I can't point out just one strongman. Everybody is so close at this level, there are several top guys and just when you think you have someone beat on one event they get you back on another event.



What does your training look like one, two and three weeks out from a major competition? How do you taper and how do you accommodate for peeks?



Two weeks out I start to de-load and back off on some of my volume.  My training is pretty old school, no gimmicks, books, or training manuals. I just Move Heavy Iron. I really rely on listening to my body, to know when to go hard or back off.


What does your diet look like and how do you get your meals in working a full-time job?


Right now I'm really trying to put on size and weight.  So my diet is at max intake.  I have to say my wife is to credit for my diet, she stays after me to make sure I'm getting everything I need to stay on track.



What kind of advice do you have for youth coming up in strength sports?


The biggest piece of advice I would give is to be patient; strength gains don't happen overnight and hit all the supplementary movements.  Even though they don't look cool to do in the gym, they pay off later.


What would you say has changed the most in the past seventeen years competing?


The biggest change in powerlifting is the equipment, like bench shirts and squat/deadlift suits.
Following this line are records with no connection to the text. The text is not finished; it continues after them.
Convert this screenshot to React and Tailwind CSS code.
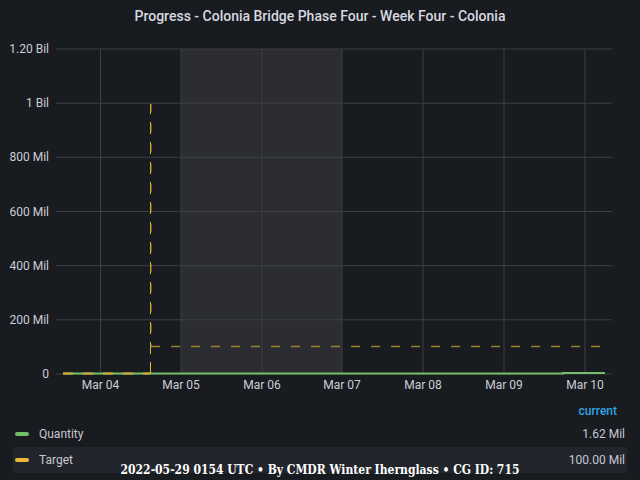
const yTicks = [
  { v: "1.20 Bil", y: 49 },
  { v: "1 Bil", y: 103.2 },
  { v: "800 Mil", y: 157.3 },
  { v: "600 Mil", y: 211.5 },
  { v: "400 Mil", y: 265.7 },
  { v: "200 Mil", y: 319.8 },
  { v: "0", y: 374 },
];

const xTicks = [
  { v: "Mar 04", x: 100.5 },
  { v: "Mar 05", x: 181 },
  { v: "Mar 06", x: 262 },
  { v: "Mar 07", x: 342 },
  { v: "Mar 08", x: 423 },
  { v: "Mar 09", x: 504 },
  { v: "Mar 10", x: 585 },
];

const series = [
  { name: "Quantity", color: "bg-[#73bf69]", value: "1.62 Mil" },
  { name: "Target", color: "bg-[#eab839]", value: "100.00 Mil", hover: true },
];

function Chart() {
  return (
    <svg width="640" height="368" viewBox="0 32 640 368" className="block">
      {/* highlighted time region */}
      <rect x="181" y="49" width="161" height="325" fill="#2b2d32" />

      {yTicks.map((t) => (
        <g key={t.v}>
          <line x1="56" x2="612" y1={t.y} y2={t.y} stroke="#3d3f45" strokeWidth="1" />
          <text
            x="49"
            y={t.y + 4}
            textAnchor="end"
            fontSize="12"
            fill="#cdcdd6"
            fontFamily="Roboto, sans-serif"
          >
            {t.v}
          </text>
        </g>
      ))}

      {xTicks.map((t) => (
        <g key={t.v}>
          <line x1={t.x} x2={t.x} y1="49" y2="374" stroke="#3d3f45" strokeWidth="1" />
          <text
            x={t.x}
            y="389"
            textAnchor="middle"
            fontSize="12"
            fill="#cdcdd6"
            fontFamily="Roboto, sans-serif"
          >
            {t.v}
          </text>
        </g>
      ))}

      {/* quantity */}
      <polyline
        points="63,373.5 563,373.5 563,373 605,373"
        fill="none"
        stroke="#73bf69"
        strokeWidth="2"
      />

      {/* target */}
      <line x1="63" y1="373.5" x2="150" y2="373.5" stroke="#d9ab35" strokeWidth="2" strokeDasharray="10 10" />
      <line x1="150.5" y1="374" x2="150.5" y2="104" stroke="#eab839" strokeWidth="1" strokeDasharray="12 8" />
      <line x1="151" y1="104" x2="151" y2="347" stroke="#b58d2c" strokeWidth="1" strokeDasharray="8 12" />
      <line x1="151" y1="346.5" x2="611" y2="346.5" stroke="#9a7f30" strokeWidth="1.5" strokeDasharray="9 11" />
    </svg>
  );
}

export default function App() {
  return (
    <div className="relative w-[640px] h-[480px] overflow-hidden bg-[#181b1f] font-['Roboto',sans-serif] text-[#ccccdc]">
      <div className="h-[32px] flex items-center justify-center text-[14px] font-medium text-[#d8d9e0]">
        Progress - Colonia Bridge Phase Four - Week Four - Colonia
      </div>

      <Chart />

      <div className="flex flex-col">
        <div className="h-[21px] flex items-center justify-end pr-[23px] text-[12px] font-medium text-[#33a2e5]">
          current
        </div>
        {series.map((s) => (
          <div
            key={s.name}
            className={`mx-[13px] h-[26px] flex items-center pl-[2px] pr-[2px] text-[12px] ${
              s.hover ? "bg-[#22252b]" : ""
            }`}
          >
            <span className={`w-[14px] h-[4px] rounded-sm ${s.color}`} />
            <span className="ml-[10px] flex-1 text-[#c7c7d1]">{s.name}</span>
            <span className="text-[#c7c7d1]">{s.value}</span>
          </div>
        ))}
      </div>

      <div className="absolute left-0 right-0 bottom-0 h-[20px] flex items-center justify-center font-['DejaVu_Serif_Condensed','DejaVu_Serif',serif] [font-stretch:condensed] text-[12px] font-bold text-white">
        2022-05-29 0154 UTC • By CMDR Winter Ihernglass • CG ID: 715
      </div>
    </div>
  );
}
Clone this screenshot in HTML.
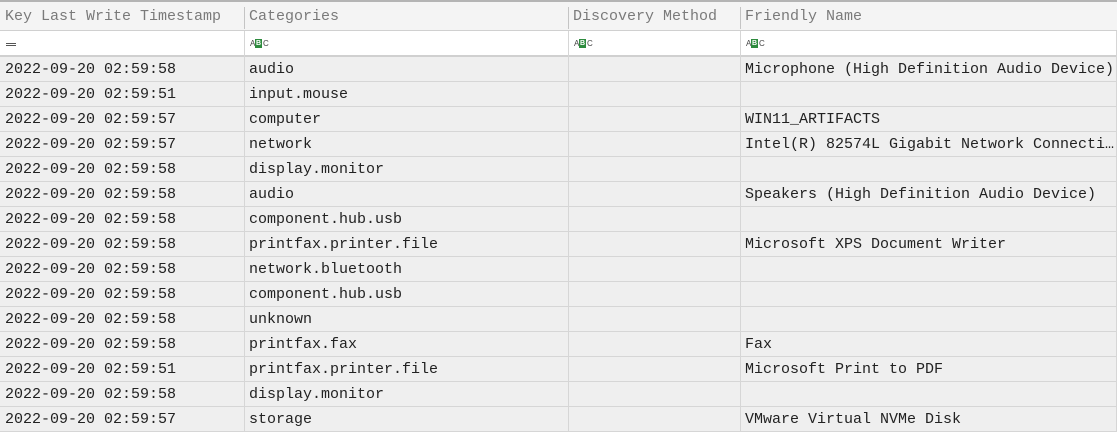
<!DOCTYPE html>
<html><head><style>
*{margin:0;padding:0;box-sizing:border-box}
body{width:1117px;height:432px;overflow:hidden;background:#efefef;font-family:"Liberation Mono",monospace;font-size:15px;position:relative}
.hdr{position:absolute;left:0;top:0;width:1117px;height:31px;background:#f4f4f4;border-top:2px solid #b4b4b4;border-bottom:1px solid #d0d0d0}
.flt{position:absolute;left:0;top:31px;width:1117px;height:26px;background:#fff;border-bottom:2px solid #d0d0d0}
.h{position:absolute;top:6px;color:#7a7a7a;white-space:nowrap}
.sep{position:absolute;top:5px;width:1px;height:22px;background:#c4c4c4}
.abc{position:absolute;top:8px;height:8px;width:18px}
.abc i{position:absolute;top:1px;font-style:normal;font-size:8px;line-height:7px;font-family:"Liberation Sans",sans-serif;color:#444}
.abc b{position:absolute;left:5px;top:0;width:7px;height:9px;background:#2e8b3e;color:#fff;font-size:7px;line-height:9px;text-align:center;font-family:"Liberation Sans",sans-serif}
.row{position:absolute;left:0;width:1117px;height:25px;border-bottom:1px solid #d6d6d6;color:#222;white-space:nowrap}
.row span{position:absolute;top:4px}
.v{position:absolute;top:31px;width:1px;height:401px;background:#d6d6d6}
</style></head><body>
<div class="hdr">
<span class="h" style="left:5px">Key Last Write Timestamp</span>
<div class="sep" style="left:244px"></div>
<span class="h" style="left:249px">Categories</span>
<div class="sep" style="left:568px"></div>
<span class="h" style="left:573px">Discovery Method</span>
<div class="sep" style="left:740px"></div>
<span class="h" style="left:745px">Friendly Name</span>
</div>
<div class="flt">
<span style="position:absolute;left:6px;top:12px;width:10px;height:1px;background:#555"></span>
<span style="position:absolute;left:6px;top:14px;width:10px;height:1px;background:#555"></span>
<span class="abc" style="left:250px"><i style="left:0">A</i><b>B</b><i style="left:13px">C</i></span>
<span class="abc" style="left:574px"><i style="left:0">A</i><b>B</b><i style="left:13px">C</i></span>
<span class="abc" style="left:746px"><i style="left:0">A</i><b>B</b><i style="left:13px">C</i></span>
</div>
<div class="v" style="left:244px"></div>
<div class="v" style="left:568px"></div>
<div class="v" style="left:740px"></div>
<div class="v" style="left:1116px"></div>
<div class="row" style="top:57px"><span style="left:5px">2022-09-20 02:59:58</span><span style="left:249px">audio</span><span style="left:745px">Microphone (High Definition Audio Device)</span></div>
<div class="row" style="top:82px"><span style="left:5px">2022-09-20 02:59:51</span><span style="left:249px">input.mouse</span></div>
<div class="row" style="top:107px"><span style="left:5px">2022-09-20 02:59:57</span><span style="left:249px">computer</span><span style="left:745px">WIN11_ARTIFACTS</span></div>
<div class="row" style="top:132px"><span style="left:5px">2022-09-20 02:59:57</span><span style="left:249px">network</span><span style="left:745px">Intel(R) 82574L Gigabit Network Connecti…</span></div>
<div class="row" style="top:157px"><span style="left:5px">2022-09-20 02:59:58</span><span style="left:249px">display.monitor</span></div>
<div class="row" style="top:182px"><span style="left:5px">2022-09-20 02:59:58</span><span style="left:249px">audio</span><span style="left:745px">Speakers (High Definition Audio Device)</span></div>
<div class="row" style="top:207px"><span style="left:5px">2022-09-20 02:59:58</span><span style="left:249px">component.hub.usb</span></div>
<div class="row" style="top:232px"><span style="left:5px">2022-09-20 02:59:58</span><span style="left:249px">printfax.printer.file</span><span style="left:745px">Microsoft XPS Document Writer</span></div>
<div class="row" style="top:257px"><span style="left:5px">2022-09-20 02:59:58</span><span style="left:249px">network.bluetooth</span></div>
<div class="row" style="top:282px"><span style="left:5px">2022-09-20 02:59:58</span><span style="left:249px">component.hub.usb</span></div>
<div class="row" style="top:307px"><span style="left:5px">2022-09-20 02:59:58</span><span style="left:249px">unknown</span></div>
<div class="row" style="top:332px"><span style="left:5px">2022-09-20 02:59:58</span><span style="left:249px">printfax.fax</span><span style="left:745px">Fax</span></div>
<div class="row" style="top:357px"><span style="left:5px">2022-09-20 02:59:51</span><span style="left:249px">printfax.printer.file</span><span style="left:745px">Microsoft Print to PDF</span></div>
<div class="row" style="top:382px"><span style="left:5px">2022-09-20 02:59:58</span><span style="left:249px">display.monitor</span></div>
<div class="row" style="top:407px"><span style="left:5px">2022-09-20 02:59:57</span><span style="left:249px">storage</span><span style="left:745px">VMware Virtual NVMe Disk</span></div>
</body></html>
In strongman I would say the availability of equipment for competitor's to train with has changed the game a ton.


How do you stay motivated and where do you derive inspiration?


My absolute love to compete has kept me motivated for the last 17 years and I think a lot of us get inspiration from the past heroes of the sport like Kas and many others.


Are you the type to write out your goals, do you visualize, what you do to prepare for competitions?


I write out basic training stuff like upcoming events. But I mainly rely on visualization.  I run through events and whole shows over and over in my mind during the weeks building into a show. One of the many things my wife has to put up with prior to a show.


How do you work with the mental game of competing? I know this is hard for a lot of people, In recent years sports psychologists have entered the picture. Would you mind speaking on this?


I love and live to compete. Definitely competing for the last almost 20 years hasn't hurt, but even back to my first meet and Junior Olympics, WABDL worlds and on to Met-Rx Worlds Strongest Man. I really haven't dealt with performance anxiety.  There’s really nothing I want to do more then be on a stage lifting something or in a show moving something.


And the last question I have for you today Jerry is what is in your gym bag when you head to a competition?


Just basic stuff belt,wraps,suit,straps,chalk,oly shoes ext. Only things special really would be a little box of a few things my family put together for my years ago when I first went to the Junior Olympics for luck and its been to every meet/show I've done the last 16 years. Last year my gym owner Erin Briggs gave me a lucky Irish penny, so it goes now also.


Thank you very much Jerry best of luck in the qualifier and hope to see you in this year's world strongest man in China. 


Thanks Mark. I also want to thank my wife, mom, dad and all the Iron Outlaws, my training crew, for all of their help and support!!!